→ **DATA EXTRACT**:
- - -

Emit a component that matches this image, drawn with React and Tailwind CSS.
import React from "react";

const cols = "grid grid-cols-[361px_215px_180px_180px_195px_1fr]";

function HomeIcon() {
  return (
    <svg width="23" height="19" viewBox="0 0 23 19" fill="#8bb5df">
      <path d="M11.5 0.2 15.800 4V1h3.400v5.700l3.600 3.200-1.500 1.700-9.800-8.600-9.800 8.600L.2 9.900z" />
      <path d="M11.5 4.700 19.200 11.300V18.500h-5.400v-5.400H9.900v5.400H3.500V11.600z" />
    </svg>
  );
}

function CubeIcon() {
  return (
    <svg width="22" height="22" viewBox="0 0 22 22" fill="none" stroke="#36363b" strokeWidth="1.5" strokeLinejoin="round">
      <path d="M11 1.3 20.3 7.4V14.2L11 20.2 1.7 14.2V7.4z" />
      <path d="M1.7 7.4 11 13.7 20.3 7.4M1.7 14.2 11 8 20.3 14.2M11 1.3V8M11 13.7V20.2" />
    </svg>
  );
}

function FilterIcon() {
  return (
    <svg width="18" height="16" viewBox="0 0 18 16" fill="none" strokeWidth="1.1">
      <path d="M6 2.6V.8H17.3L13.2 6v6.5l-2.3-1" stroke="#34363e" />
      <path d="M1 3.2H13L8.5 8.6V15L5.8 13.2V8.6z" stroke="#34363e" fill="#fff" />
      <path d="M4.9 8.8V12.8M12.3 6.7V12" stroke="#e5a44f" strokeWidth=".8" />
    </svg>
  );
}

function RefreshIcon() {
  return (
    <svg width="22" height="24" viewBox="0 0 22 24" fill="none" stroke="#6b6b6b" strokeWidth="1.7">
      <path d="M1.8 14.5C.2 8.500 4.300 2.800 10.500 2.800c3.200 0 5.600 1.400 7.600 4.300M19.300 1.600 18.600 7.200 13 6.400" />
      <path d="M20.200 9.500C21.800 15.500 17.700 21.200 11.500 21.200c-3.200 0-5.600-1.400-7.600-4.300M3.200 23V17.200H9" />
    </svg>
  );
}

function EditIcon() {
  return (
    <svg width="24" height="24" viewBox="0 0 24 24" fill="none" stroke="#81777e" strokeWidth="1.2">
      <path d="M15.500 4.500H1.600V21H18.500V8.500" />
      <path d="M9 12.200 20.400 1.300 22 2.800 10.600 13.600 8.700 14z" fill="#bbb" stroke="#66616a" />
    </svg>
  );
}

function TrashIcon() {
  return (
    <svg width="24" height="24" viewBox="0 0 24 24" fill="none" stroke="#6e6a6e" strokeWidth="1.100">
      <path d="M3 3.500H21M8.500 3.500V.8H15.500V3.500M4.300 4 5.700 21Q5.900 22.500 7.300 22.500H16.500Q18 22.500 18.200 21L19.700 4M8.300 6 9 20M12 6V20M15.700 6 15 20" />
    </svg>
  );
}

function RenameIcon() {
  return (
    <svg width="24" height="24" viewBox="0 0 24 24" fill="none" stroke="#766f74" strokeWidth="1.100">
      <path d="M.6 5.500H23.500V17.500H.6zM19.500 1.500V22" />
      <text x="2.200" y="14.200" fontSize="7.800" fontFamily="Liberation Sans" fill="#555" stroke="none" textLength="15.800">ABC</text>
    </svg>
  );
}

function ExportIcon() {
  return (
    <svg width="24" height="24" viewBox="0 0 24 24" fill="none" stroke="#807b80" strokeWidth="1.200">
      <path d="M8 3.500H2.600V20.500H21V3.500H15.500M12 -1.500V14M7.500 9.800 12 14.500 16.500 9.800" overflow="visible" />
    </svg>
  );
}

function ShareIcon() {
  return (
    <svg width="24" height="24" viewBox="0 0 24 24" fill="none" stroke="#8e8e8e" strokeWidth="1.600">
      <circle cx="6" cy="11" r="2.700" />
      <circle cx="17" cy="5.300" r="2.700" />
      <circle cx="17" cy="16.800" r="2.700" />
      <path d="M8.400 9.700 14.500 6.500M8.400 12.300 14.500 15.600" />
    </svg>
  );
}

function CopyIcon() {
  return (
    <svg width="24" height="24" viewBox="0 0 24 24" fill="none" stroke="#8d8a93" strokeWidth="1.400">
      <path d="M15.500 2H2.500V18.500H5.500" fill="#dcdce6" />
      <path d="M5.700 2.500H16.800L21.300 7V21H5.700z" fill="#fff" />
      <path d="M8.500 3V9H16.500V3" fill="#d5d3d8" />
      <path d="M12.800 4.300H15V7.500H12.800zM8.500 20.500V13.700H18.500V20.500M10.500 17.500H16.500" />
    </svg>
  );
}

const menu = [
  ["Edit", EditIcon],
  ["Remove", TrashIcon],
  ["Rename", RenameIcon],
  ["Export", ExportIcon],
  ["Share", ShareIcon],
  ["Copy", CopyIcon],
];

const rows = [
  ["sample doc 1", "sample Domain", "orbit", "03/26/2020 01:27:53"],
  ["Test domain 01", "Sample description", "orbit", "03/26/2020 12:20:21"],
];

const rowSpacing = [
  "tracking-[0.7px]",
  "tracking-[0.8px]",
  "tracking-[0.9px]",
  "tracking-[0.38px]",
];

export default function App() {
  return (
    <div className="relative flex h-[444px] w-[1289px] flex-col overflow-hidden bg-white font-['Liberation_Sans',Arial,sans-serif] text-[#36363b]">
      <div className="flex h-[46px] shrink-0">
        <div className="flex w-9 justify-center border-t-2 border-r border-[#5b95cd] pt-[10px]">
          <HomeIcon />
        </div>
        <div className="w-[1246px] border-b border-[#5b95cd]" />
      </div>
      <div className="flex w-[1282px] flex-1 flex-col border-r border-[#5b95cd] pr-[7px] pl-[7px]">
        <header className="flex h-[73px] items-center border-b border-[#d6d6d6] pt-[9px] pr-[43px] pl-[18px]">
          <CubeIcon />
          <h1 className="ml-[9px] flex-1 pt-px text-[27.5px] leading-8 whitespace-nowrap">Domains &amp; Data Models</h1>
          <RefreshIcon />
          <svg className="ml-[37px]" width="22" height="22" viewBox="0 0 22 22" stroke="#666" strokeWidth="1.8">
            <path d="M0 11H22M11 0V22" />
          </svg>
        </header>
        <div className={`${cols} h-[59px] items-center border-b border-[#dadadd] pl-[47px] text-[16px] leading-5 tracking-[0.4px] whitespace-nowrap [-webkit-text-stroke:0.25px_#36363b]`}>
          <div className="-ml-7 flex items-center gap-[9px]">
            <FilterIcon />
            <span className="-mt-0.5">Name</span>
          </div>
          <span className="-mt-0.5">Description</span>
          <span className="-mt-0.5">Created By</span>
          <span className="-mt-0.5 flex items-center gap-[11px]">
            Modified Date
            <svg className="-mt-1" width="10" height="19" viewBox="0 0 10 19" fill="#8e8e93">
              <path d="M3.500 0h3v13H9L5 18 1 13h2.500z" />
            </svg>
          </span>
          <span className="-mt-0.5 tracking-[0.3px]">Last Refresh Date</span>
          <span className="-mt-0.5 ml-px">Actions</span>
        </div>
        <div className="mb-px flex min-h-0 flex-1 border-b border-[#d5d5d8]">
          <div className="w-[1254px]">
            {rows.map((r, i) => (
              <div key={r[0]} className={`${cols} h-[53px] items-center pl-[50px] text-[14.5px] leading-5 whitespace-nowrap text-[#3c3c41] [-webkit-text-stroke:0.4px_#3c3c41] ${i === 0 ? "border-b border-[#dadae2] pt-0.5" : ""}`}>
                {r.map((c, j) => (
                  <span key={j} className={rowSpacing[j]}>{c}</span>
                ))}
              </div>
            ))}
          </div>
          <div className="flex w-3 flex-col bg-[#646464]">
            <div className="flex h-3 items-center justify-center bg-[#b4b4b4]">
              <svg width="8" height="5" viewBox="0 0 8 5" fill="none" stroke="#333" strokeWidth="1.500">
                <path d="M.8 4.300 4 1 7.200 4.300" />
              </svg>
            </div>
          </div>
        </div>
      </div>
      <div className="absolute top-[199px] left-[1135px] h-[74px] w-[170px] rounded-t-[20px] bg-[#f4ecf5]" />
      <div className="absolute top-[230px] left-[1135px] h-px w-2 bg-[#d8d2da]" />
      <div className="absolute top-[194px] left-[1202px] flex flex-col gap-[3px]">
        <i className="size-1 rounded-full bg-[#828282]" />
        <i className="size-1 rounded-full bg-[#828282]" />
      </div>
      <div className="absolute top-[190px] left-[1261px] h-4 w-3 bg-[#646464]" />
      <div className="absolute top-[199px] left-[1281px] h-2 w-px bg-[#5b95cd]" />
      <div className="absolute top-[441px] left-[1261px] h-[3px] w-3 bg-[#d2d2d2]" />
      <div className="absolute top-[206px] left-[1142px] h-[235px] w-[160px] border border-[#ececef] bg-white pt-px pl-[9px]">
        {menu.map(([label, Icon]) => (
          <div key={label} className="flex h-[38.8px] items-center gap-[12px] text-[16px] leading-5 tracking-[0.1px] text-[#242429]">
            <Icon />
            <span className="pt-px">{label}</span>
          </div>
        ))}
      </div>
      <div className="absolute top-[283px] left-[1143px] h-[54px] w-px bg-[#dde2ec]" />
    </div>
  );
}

- - -

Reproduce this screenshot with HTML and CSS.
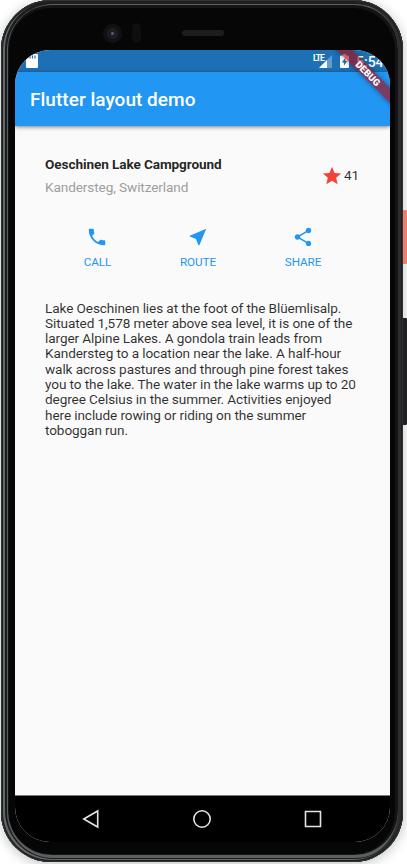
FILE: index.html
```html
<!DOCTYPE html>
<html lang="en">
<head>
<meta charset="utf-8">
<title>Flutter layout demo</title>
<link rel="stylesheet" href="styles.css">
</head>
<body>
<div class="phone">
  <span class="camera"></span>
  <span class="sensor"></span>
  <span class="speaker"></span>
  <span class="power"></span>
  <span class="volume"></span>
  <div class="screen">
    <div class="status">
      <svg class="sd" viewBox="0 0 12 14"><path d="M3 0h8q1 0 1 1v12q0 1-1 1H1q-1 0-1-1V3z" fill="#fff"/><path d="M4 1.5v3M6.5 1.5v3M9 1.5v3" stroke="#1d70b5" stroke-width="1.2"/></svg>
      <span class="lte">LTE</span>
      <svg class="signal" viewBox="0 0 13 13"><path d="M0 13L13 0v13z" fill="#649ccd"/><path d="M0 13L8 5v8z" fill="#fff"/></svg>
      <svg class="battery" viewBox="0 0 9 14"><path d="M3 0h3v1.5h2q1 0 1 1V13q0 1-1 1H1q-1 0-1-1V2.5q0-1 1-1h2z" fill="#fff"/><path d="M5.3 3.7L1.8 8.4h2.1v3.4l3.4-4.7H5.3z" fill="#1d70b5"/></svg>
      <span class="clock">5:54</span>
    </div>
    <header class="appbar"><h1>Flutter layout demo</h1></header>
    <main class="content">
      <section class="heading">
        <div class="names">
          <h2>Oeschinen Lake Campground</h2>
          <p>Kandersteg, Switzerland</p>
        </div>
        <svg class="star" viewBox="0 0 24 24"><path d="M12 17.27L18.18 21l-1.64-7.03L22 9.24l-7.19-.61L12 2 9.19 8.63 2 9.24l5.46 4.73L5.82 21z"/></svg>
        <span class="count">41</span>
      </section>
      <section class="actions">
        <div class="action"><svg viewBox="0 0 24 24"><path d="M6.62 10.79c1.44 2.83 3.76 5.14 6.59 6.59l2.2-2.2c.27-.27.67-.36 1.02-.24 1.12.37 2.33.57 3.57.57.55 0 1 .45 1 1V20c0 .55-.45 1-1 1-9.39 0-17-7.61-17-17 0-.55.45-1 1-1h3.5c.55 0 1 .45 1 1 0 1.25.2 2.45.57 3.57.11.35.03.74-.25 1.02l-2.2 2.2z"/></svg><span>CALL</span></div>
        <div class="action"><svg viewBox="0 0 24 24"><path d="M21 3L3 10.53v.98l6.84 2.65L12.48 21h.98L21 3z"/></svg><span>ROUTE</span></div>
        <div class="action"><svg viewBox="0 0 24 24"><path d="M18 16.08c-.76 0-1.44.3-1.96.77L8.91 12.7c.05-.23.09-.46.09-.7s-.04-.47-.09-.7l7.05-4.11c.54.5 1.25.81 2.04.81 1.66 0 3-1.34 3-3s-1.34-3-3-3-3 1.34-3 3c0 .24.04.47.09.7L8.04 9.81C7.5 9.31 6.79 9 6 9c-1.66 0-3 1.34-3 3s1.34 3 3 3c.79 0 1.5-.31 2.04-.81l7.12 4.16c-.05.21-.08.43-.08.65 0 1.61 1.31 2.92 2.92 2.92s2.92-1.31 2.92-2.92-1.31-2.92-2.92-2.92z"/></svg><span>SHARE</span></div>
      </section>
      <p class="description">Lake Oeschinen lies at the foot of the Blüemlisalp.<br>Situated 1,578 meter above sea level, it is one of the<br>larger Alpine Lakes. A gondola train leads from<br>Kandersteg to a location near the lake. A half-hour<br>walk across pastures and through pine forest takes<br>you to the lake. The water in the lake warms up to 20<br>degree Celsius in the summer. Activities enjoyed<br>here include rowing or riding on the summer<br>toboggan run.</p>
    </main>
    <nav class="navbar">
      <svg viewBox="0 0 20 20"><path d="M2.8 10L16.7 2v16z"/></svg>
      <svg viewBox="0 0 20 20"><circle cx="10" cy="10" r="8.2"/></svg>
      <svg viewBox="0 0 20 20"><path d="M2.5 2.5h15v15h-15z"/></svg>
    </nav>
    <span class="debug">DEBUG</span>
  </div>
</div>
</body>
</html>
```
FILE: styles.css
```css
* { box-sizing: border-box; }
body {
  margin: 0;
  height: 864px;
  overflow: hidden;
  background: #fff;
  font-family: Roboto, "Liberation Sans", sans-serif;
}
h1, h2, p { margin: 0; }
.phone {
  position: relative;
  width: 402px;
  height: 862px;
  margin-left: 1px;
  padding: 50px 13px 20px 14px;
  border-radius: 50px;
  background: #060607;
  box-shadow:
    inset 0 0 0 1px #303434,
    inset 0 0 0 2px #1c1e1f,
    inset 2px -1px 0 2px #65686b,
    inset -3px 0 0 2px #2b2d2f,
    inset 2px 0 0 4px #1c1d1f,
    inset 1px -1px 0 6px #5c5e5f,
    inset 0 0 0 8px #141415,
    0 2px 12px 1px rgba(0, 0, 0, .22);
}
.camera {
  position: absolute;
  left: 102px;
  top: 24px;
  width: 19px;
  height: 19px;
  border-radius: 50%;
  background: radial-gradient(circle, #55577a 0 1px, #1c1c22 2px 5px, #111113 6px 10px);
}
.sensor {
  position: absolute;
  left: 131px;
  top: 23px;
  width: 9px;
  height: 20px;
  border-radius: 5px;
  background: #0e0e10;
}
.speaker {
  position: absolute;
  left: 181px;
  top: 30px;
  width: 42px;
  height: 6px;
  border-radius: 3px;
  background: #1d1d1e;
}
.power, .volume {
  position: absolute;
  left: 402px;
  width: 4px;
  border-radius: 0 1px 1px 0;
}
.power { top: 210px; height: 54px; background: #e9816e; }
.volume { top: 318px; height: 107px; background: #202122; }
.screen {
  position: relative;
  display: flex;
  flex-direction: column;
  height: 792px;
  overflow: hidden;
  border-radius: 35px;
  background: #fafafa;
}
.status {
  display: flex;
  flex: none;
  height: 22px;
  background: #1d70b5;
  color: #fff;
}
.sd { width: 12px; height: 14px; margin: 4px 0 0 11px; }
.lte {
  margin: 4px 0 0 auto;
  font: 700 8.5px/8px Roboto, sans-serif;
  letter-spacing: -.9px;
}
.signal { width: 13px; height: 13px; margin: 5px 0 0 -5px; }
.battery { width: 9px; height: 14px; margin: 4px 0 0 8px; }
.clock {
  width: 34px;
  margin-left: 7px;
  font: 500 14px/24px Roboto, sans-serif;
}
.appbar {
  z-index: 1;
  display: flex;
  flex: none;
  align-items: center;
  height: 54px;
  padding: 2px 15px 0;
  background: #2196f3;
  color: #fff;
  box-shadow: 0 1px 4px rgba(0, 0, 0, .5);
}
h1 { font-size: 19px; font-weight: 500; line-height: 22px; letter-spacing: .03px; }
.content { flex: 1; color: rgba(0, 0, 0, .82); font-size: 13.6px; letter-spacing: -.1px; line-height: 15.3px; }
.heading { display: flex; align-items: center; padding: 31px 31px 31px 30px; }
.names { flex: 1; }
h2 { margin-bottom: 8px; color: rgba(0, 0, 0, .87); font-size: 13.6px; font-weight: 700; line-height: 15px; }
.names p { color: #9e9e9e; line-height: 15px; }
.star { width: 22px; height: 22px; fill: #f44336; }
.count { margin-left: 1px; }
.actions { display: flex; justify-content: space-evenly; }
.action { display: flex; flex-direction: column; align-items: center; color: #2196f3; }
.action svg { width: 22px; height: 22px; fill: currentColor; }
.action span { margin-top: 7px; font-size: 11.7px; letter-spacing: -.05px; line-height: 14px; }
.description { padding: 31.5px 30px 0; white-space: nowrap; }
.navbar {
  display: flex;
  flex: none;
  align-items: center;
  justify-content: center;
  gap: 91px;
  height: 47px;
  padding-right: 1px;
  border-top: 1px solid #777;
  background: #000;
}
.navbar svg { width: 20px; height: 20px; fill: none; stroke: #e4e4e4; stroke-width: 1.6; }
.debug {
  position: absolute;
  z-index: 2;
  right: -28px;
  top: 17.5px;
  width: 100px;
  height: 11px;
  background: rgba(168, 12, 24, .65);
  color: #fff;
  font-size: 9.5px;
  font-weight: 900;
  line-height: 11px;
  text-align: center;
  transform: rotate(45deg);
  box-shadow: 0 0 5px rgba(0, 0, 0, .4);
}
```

- - -

→ **TASK DIRECTIONS**: Search the data above for lines holding "this" and copy each of them.

→ **SOLUTION BELOW**:
Emit a component that matches this image, drawn with React and Tailwind CSS.
Reproduce this screenshot with HTML and CSS.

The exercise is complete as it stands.